Task brief: Pull every "React" line out of the data below.

Given material:
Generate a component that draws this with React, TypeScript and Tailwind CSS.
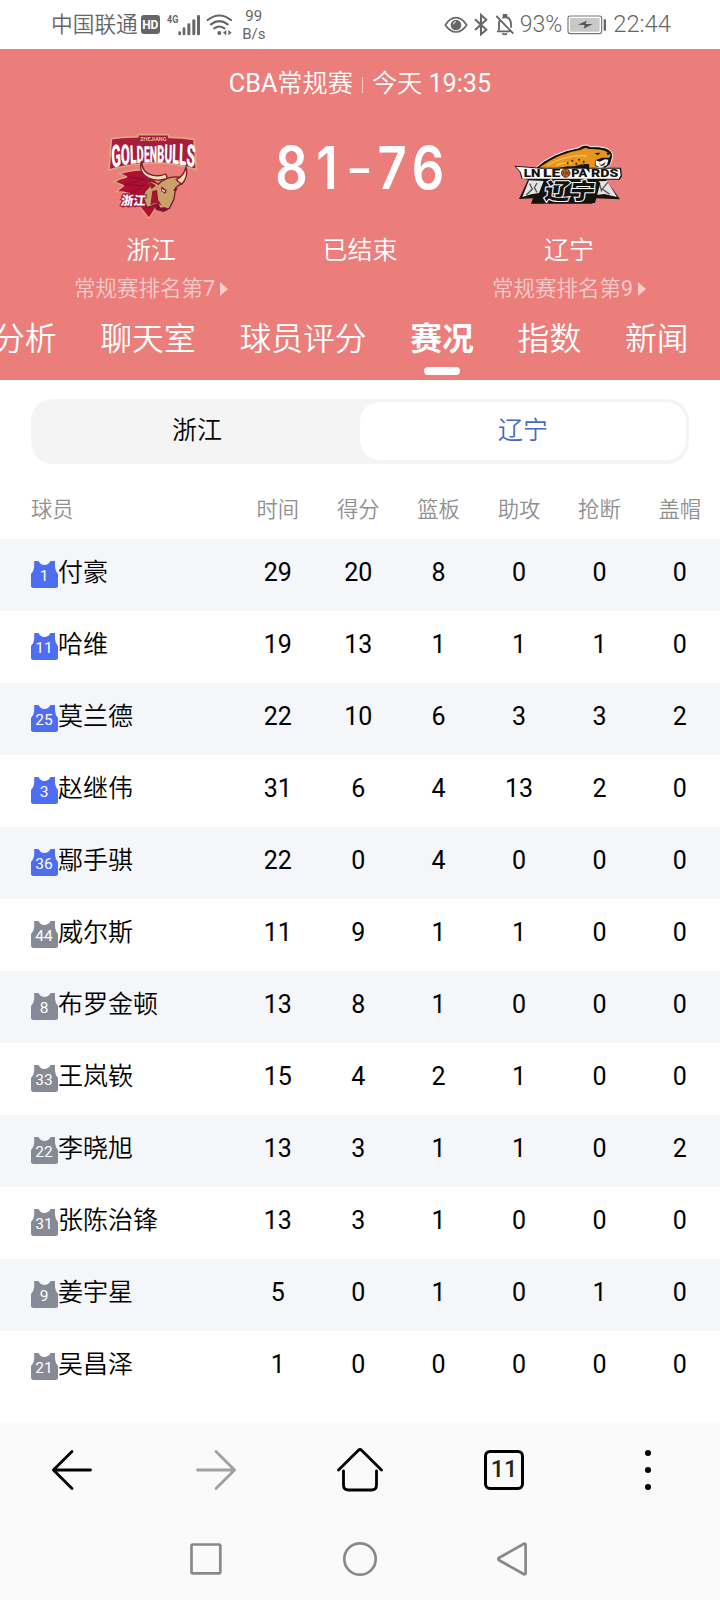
const columns = ["时间", "得分", "篮板", "助攻", "抢断", "盖帽"];

const players = [
    { no: 1, name: "付豪", starter: true, stats: [29, 20, 8, 0, 0, 0] },
    { no: 11, name: "哈维", starter: true, stats: [19, 13, 1, 1, 1, 0] },
    { no: 25, name: "莫兰德", starter: true, stats: [22, 10, 6, 3, 3, 2] },
    { no: 3, name: "赵继伟", starter: true, stats: [31, 6, 4, 13, 2, 0] },
    { no: 36, name: "鄢手骐", starter: true, stats: [22, 0, 4, 0, 0, 0] },
    { no: 44, name: "威尔斯", starter: false, stats: [11, 9, 1, 1, 0, 0] },
    { no: 8, name: "布罗金顿", starter: false, stats: [13, 8, 1, 0, 0, 0] },
    { no: 33, name: "王岚嵚", starter: false, stats: [15, 4, 2, 1, 0, 0] },
    { no: 22, name: "李晓旭", starter: false, stats: [13, 3, 1, 1, 0, 2] },
    { no: 31, name: "张陈治锋", starter: false, stats: [13, 3, 1, 0, 0, 0] },
    { no: 9, name: "姜宇星", starter: false, stats: [5, 0, 1, 0, 1, 0] },
    { no: 21, name: "吴昌泽", starter: false, stats: [1, 0, 0, 0, 0, 0] },
];

const tabs = ["分析", "聊天室", "球员评分", "赛况", "指数", "新闻"];

function StatusBar() {
    return (
        <div className="flex h-[49px] items-center pl-[51px] pr-[49px] text-[#666]">
            <span className="text-[21.7px] leading-none font-[350]">中国联通</span>
            <span className="ml-[3px] flex h-[19px] w-[19px] items-center justify-center rounded-[3px] bg-[#666] pt-px text-[12px] leading-none font-bold text-white">
                HD
            </span>
            {/* 4G + signal */}
            <svg className="ml-[6px]" width="36" height="24" viewBox="380 36 108 72" fill="#666">
                <text x="383" y="67" fontSize="33" fontWeight="700" textLength="34" lengthAdjust="spacingAndGlyphs">4G</text>
                <rect x="417" y="91" width="8" height="12" rx="4" />
                <rect x="430" y="79" width="8" height="24" rx="4" />
                <rect x="444" y="67" width="9" height="36" rx="4" />
                <rect x="459" y="55" width="9" height="48" rx="4" />
                <rect x="473" y="42" width="9" height="61" rx="4" />
            </svg>
            <svg className="ml-[4px]" width="26" height="24" viewBox="497 36 78 72" fill="none" stroke="#666" strokeWidth="6.5" strokeLinecap="round">
                <path d="M502 57Q537 30 572 57M512 70Q537 51 562 70M522 82Q537 71 552 82" />
                <circle cx="537" cy="96" r="6" fill="#666" stroke="none" />
                <path d="M548 95l10-8v16zM574 95l-10-8v16z" fill="#666" stroke="none" />
            </svg>
            <div className="ml-[10px] w-6 text-center text-[15px] leading-[18px]">
                <p>99</p>
                <p>B/s</p>
            </div>
            <svg className="ml-auto" width="24" height="20" viewBox="42 46 72 60" fill="none" stroke="#666" strokeWidth="5">
                <path d="M46 76Q60 54 78 54T110 76Q96 97 78 97T46 76Z" />
                <circle cx="78" cy="76" r="16" fill="#666" stroke="none" />
                <path d="M70 74q1-8 8-8" stroke="#fff" strokeWidth="3" />
            </svg>
            <svg className="ml-[6px]" width="14" height="24" viewBox="132 40 42 72" fill="none" stroke="#666" strokeWidth="6">
                <path d="M135 59l34 31-16 14V46l16 14-34 31" />
            </svg>
            <svg className="ml-[7px]" width="20" height="24" viewBox="196 40 60 72" fill="none" stroke="#666" strokeWidth="5.5">
                <path d="M200 49l51 53M208 92V73q0-7 3-12M218 55q5-3 8-3 18 1 18 22v10M202 95h38M222 52v-6h8v6" />
                <path d="M218 101q7 6 14 0" />
            </svg>
            <span className="ml-[5px] text-[23px] leading-none font-[350]">93%</span>
            <svg className="ml-[5px]" width="40" height="20" viewBox="413 44 120 60">
                <rect x="416" y="47" width="101" height="53" rx="7" fill="#fff" stroke="#777" strokeWidth="3.5" />
                <rect x="422" y="53" width="89" height="41" rx="3" fill="#c8c8c8" />
                <path d="M445 73l27-12-3 10h21l-27 14 3-11z" fill="#555" />
                <rect x="523" y="57" width="7" height="34" rx="2" fill="#666" />
            </svg>
            <span className="ml-[6px] text-[23.8px] leading-none font-[350]">22:44</span>
        </div>
    );
}

function BullsLogo() {
    return (
        <svg className="relative left-[2px] top-[2px]" width="92" height="88" viewBox="140 66 276 264">
            <defs>
                <path id="arch" d="M335 171Q600 137 884 170" />
            </defs>
            {/* banner */}
            <path
                d="M153 83Q190 77 232 78V71H325V79Q365 79 401 85L408 176Q330 152 275 156Q200 160 146 177Z"
                fill="#a81c3e"
                stroke="#dca681"
                strokeWidth="5"
                strokeLinejoin="round"
            />
            <text x="240" y="91" fontSize="17" fontWeight="700" fill="#e9b995" textLength="78" lengthAdjust="spacingAndGlyphs">ZHEJIANG</text>
            <text transform="scale(.46 1)" fontWeight="900" fill="#fff">
                <textPath href="#arch">
                    <tspan fontSize="93">G</tspan>
                    <tspan fontSize="85">O</tspan>
                    <tspan fontSize="78">L</tspan>
                    <tspan fontSize="72">D</tspan>
                    <tspan fontSize="68">EN</tspan>
                    <tspan fontSize="72">B</tspan>
                    <tspan fontSize="77">U</tspan>
                    <tspan fontSize="82">L</tspan>
                    <tspan fontSize="88">L</tspan>
                    <tspan fontSize="93">S</tspan>
                </textPath>
            </text>
            {/* mane */}
            <path
                d="M256 178q-36-4-78 10l22 10q-22 4-38 14l28 12-22 18q24 0 40 6l-12 28 40 8 30 38 22-34 16-60z"
                fill="#b10e31"
                stroke="#dca681"
                strokeWidth="4"
            />
            <path d="M200 198l54 6-62 18 56 2-38 24" fill="none" stroke="#8a1230" strokeWidth="4" />
            {/* face */}
            <path
                d="M258 210q22-1 36 10 24-24 56-22l18 2-8 20-14 10-5 34-14 28-22 5-20-17-14 6-12 3-12-34 8-16 12-12z"
                fill="#c9a169"
                stroke="#7c1b30"
                strokeWidth="4"
            />
            <path d="M262 213q16 1 24 12l-12 9zM276 240l14-4 4 32 10 14-20-6-14 6z" fill="#a31432" />
            {/* horns */}
            <path
                d="M244 150q0 36 34 43 20 4 37-4 8 8 2 15-28 8-52-3-32-16-21-51zM377 168q8 30-13 52l-16-14q22-10 29-38z"
                fill="#f6dcb2"
                stroke="#7c1b30"
                strokeWidth="4"
            />
            <path d="M303 226l16 12-4 10-12-7zM338 236l14-6-5 12zM284 281l10-5 6 14 14-2 10 8-14 7-24-7z" fill="#7c1430" />
            <path d="M306 234l9 6-3 3-6-3z" fill="#fff" />
            <text x="220" y="283" fontSize="37" fontWeight="900" fill="#fff" stroke="#a3143c" strokeWidth="7" paintOrder="stroke" transform="skewX(-8)">浙江</text>
        </svg>
    );
}

function LeopardsLogo() {
    return (
        <svg className="relative -top-px right-px" width="110" height="62" viewBox="102 98 330 186">
            <path d="M148 206l-28 60 42-2-6 16h184l8-16 75 3-44-61z" fill="#15110f" />
            <path d="M150 210l-20 50 26-8 24-4 14-36zM384 212l30 48-38-9-30 4-2-42z" fill="#e4e4e4" />
            <path d="M152 220l8 16-18 18M174 218l-8 14 8 14M386 216l-16 20 22 16M362 222l6 22" fill="none" stroke="#555" strokeWidth="4" />
            {/* leopard */}
            <path
                d="M168 174q52-48 132-62 18-14 34-3 26-2 46 4 22 8 21 26l-7 24-15 11-26-4-8 18-190-3z"
                fill="#15110f"
                stroke="#fff"
                strokeWidth="3"
            />
            <path
                d="M180 172q56-43 126-54 13-9 23-2 30-1 48 5 14 6 18 13l-4 8-22 0-20 8-2 14 10 8-24 4-26-14q-20 8-40 6l-36 6z"
                fill="#e6951f"
            />
            <path d="M205 165q60-34 120-28M232 165q24-10 48-6" fill="none" stroke="#f6bf58" strokeWidth="4" />
            <path d="M350 150l12 4 16-7 10 1-4 16-18 8-16-8z" fill="#fff" />
            <path d="M358 156l8 8 14-9-4 9-10 4z" fill="#5a1d14" />
            <path d="M346 128l18-1-7 8zM382 126l12 4-8 5z" fill="#15110f" />
            <g fill="#3c210b">
                <circle cx="266" cy="158" r="3" />
                <circle cx="280" cy="151" r="3" />
                <circle cx="292" cy="160" r="3" />
                <circle cx="300" cy="148" r="3" />
                <circle cx="314" cy="154" r="3" />
            </g>
            {/* name banner */}
            <path d="M106 166l80 6h240l3 25-7 11H150l-22-3-6-20z" fill="#15110f" />
            <path d="M111 169l75 6h236l3 20-6 10H131l-6-20z" fill="#fff" />
            <g fontSize="34" fontWeight="900" fill="#15110f">
                <text x="134" y="201" textLength="50" lengthAdjust="spacingAndGlyphs">LN</text>
                <text x="192" y="201" textLength="52" lengthAdjust="spacingAndGlyphs">LE</text>
                <text x="277" y="201" textLength="48" lengthAdjust="spacingAndGlyphs">PA</text>
                <text x="336" y="201" textLength="82" lengthAdjust="spacingAndGlyphs">RDS</text>
            </g>
            <path d="M310 160l20 2 2 26-8-10z" fill="#15110f" />
            <circle cx="260" cy="188" r="13" fill="#c46a33" stroke="#15110f" strokeWidth="2" />
            <path d="M247 188h26M260 175v26M251 179q7 9 0 18M269 179q-7 9 0 18" fill="none" stroke="#3c210b" strokeWidth="1.5" />
            <path d="M200 206h152l12 12-8 30-8 30H162l6-18 22-4z" fill="#15110f" />
            <text
                transform="translate(194 266) skewX(-8)"
                fontSize="66"
                fontWeight="900"
                fill="#15110f"
                stroke="#fff"
                strokeWidth="6"
                paintOrder="stroke"
                textLength="152"
                lengthAdjust="spacingAndGlyphs"
            >
                辽宁
            </text>
        </svg>
    );
}

function Team({ name, rank, logo }: { name: string; rank: number; logo: React.ReactNode }) {
    return (
        <div className="flex w-[302px] shrink-0 flex-col items-center">
            <div className="flex h-[117px] shrink-0 items-center justify-center">{logo}</div>
            <p className="text-[25px] leading-[36px] font-[350]">{name}</p>
            <div className="mt-[2px] flex items-center gap-[5px] text-white/60">
                <p className="text-[21.5px] leading-[36px] font-[350]">
                    常规赛排名第<span className="font-normal">{rank}</span>
                </p>
                <svg width="8" height="14" viewBox="0 0 8 14" fill="currentColor">
                    <path d="M0 0l8 7-8 7z" />
                </svg>
            </div>
        </div>
    );
}

function MatchHeader() {
    return (
        <header className="h-[331px] overflow-hidden border-t border-[#d08a8c] bg-[#eb7e7b] text-white">
            <div className="flex h-[66px] items-center justify-center pt-[2px] text-[25.2px] font-[350]">
                <p><span className="font-normal">CBA</span>常规赛</p>
                <span className="mx-[9px] mt-[2px] h-4 w-px bg-white/60" />
                <p>今天 <span className="font-normal">19:35</span></p>
            </div>
            <div className="flex h-[191px]">
                <Team name="浙江" rank={7} logo={<BullsLogo />} />
                <div className="flex w-[116px] shrink-0 flex-col items-center">
                    <div className="flex h-[117px] shrink-0 items-center pb-[13px] font-['Inter'] text-[59px] font-semibold">
                        <span className="w-[39px] scale-x-[.86] text-center">8</span>
                        <span className="w-[32px] scale-x-[.86] text-center">1</span>
                        <span className="w-[33px] scale-y-75 text-center">-</span>
                        <span className="flex w-[32px] scale-x-[.86] justify-center">7</span>
                        <span className="w-[40px] scale-x-[.86] text-center">6</span>
                    </div>
                    <p className="text-[25px] leading-[36px] font-[350]">已结束</p>
                </div>
                <Team name="辽宁" rank={9} logo={<LeopardsLogo />} />
            </div>
            <nav className="-ml-[7px] mt-[8px] flex gap-[43.7px] whitespace-nowrap text-[31.8px] leading-[48px] font-[350]">
                {tabs.map((tab) => (
                    <div key={tab} className="flex shrink-0 flex-col items-center">
                        <span className={tab === "赛况" ? "font-bold" : ""}>{tab}</span>
                        {tab === "赛况" && <span className="mt-[4px] h-2 w-9 rounded bg-white" />}
                    </div>
                ))}
            </nav>
        </header>
    );
}

function Jersey({ no, starter }: { no: number; starter: boolean }) {
    return (
        <svg className="-mt-[2px] shrink-0" width="27" height="27" viewBox="0 0 27 27">
            <path
                d="M3.2 0H7.5Q9.5 4 13.5 4T19.5 0H24V6Q24.3 10 27 13V24.5Q27 27 24.5 27H2.5Q0 27 0 24.5V13Q2.9 10 3.2 6Z"
                fill={starter ? "#4f6df0" : "#868a96"}
            />
            <text x="13" y="20.2" fontSize="15.5" fill="#fff" textAnchor="middle">{no}</text>
        </svg>
    );
}

function StatsTable() {
    return (
        <div>
            <div className="flex h-[75px] items-center pt-[16px] text-[21.3px] font-[350] text-[#8f8f8f]">
                <span className="w-[237.6px] pl-[31px]">球员</span>
                {columns.map((column) => (
                    <span key={column} className="flex-1 text-center">{column}</span>
                ))}
            </div>
            {players.map((player) => (
                <div key={player.no} className="flex h-[72px] items-center text-[25px] text-black odd:bg-white even:bg-[#f4f6fa]">
                    <div className="flex w-[237.6px] items-center pl-[31px]">
                        <Jersey no={player.no} starter={player.starter} />
                        <span className="pb-1 font-[350]">{player.name}</span>
                    </div>
                    {player.stats.map((value, i) => (
                        <span key={i} className="flex-1 pb-1 text-center">{value}</span>
                    ))}
                </div>
            ))}
        </div>
    );
}

function BrowserBar() {
    return (
        <div className="flex h-24 items-center">
            <div className="flex flex-1 justify-center">
                <svg width="44" height="44" viewBox="0 0 44 44" fill="none" stroke="#000" strokeWidth="2.8" strokeLinecap="round" strokeLinejoin="round">
                    <path d="M22 3.4L3.4 22 22 40.6M3.4 22H40.5" />
                </svg>
            </div>
            <div className="flex flex-1 justify-center">
                <svg width="44" height="44" viewBox="0 0 44 44" fill="none" stroke="#a0a0a0" strokeWidth="2.8" strokeLinecap="round" strokeLinejoin="round">
                    <path d="M22 3.4L40.6 22 22 40.6M40.6 22H3.5" />
                </svg>
            </div>
            <div className="flex flex-1 justify-center">
                <svg width="48" height="44" viewBox="0 0 48 44" fill="none" stroke="#000" strokeWidth="2.8" strokeLinecap="round" strokeLinejoin="round">
                    <path d="M2.5 22L22.2 2.4Q24 .7 25.8 2.4L45.5 22M7.5 23V37Q7.5 42 12.5 42H35.5Q40.5 42 40.5 37V23" />
                </svg>
            </div>
            <div className="flex flex-1 justify-center">
                <div className="flex h-10 w-10 items-center justify-center rounded-md border-3 border-black text-[23.5px] leading-none font-medium text-[#222]">
                    11
                </div>
            </div>
            <div className="flex flex-1 flex-col items-center gap-[11px]">
                <span className="h-[6px] w-[6px] rounded-full bg-black" />
                <span className="h-[6px] w-[6px] rounded-full bg-black" />
                <span className="h-[6px] w-[6px] rounded-full bg-black" />
            </div>
        </div>
    );
}

function SystemBar() {
    return (
        <div className="flex h-[82px] items-center justify-center gap-[118px]">
            <svg width="36" height="36" viewBox="0 0 36 36" fill="none" stroke="#898989" strokeWidth="2.7">
                <rect x="3.5" y="3.5" width="28.8" height="28.8" rx="1.2" />
            </svg>
            <svg width="36" height="36" viewBox="0 0 36 36" fill="none" stroke="#898989" strokeWidth="2.7">
                <circle cx="18" cy="18" r="15.7" />
            </svg>
            <svg width="36" height="36" viewBox="0 0 36 36" fill="none" stroke="#898989" strokeWidth="2.7" strokeLinejoin="round">
                <path d="M3.2 16.7L28 2.8Q29.6 2.3 29.6 3.8V32.2Q29.6 33.7 28 33.2L3.2 19.3Q1.4 18 3.2 16.7Z" />
            </svg>
        </div>
    );
}

export default function App() {
    return (
        <div className="flex h-[1600px] w-[720px] flex-col overflow-hidden bg-white font-['Roboto','Noto_Sans_CJK_SC',sans-serif]">
            <StatusBar />
            <MatchHeader />
            <main className="flex-1">
                <div className="mx-[31px] mt-[19px] flex h-[65px] items-start rounded-[22px] bg-[#f4f4f4] p-[3px] text-[25px] font-[350]">
                    <button className="h-[58px] flex-1 text-black">浙江</button>
                    <button className="h-[58px] flex-1 rounded-[20px] bg-white text-[#4a66c4]">辽宁</button>
                </div>
                <StatsTable />
            </main>
            <footer className="bg-[#fafafa]">
                <BrowserBar />
                <SystemBar />
            </footer>
        </div>
    );
}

Result of this exercise:
Generate a component that draws this with React, TypeScript and Tailwind CSS.
function Team({ name, rank, logo }: { name: string; rank: number; logo: React.ReactNode }) {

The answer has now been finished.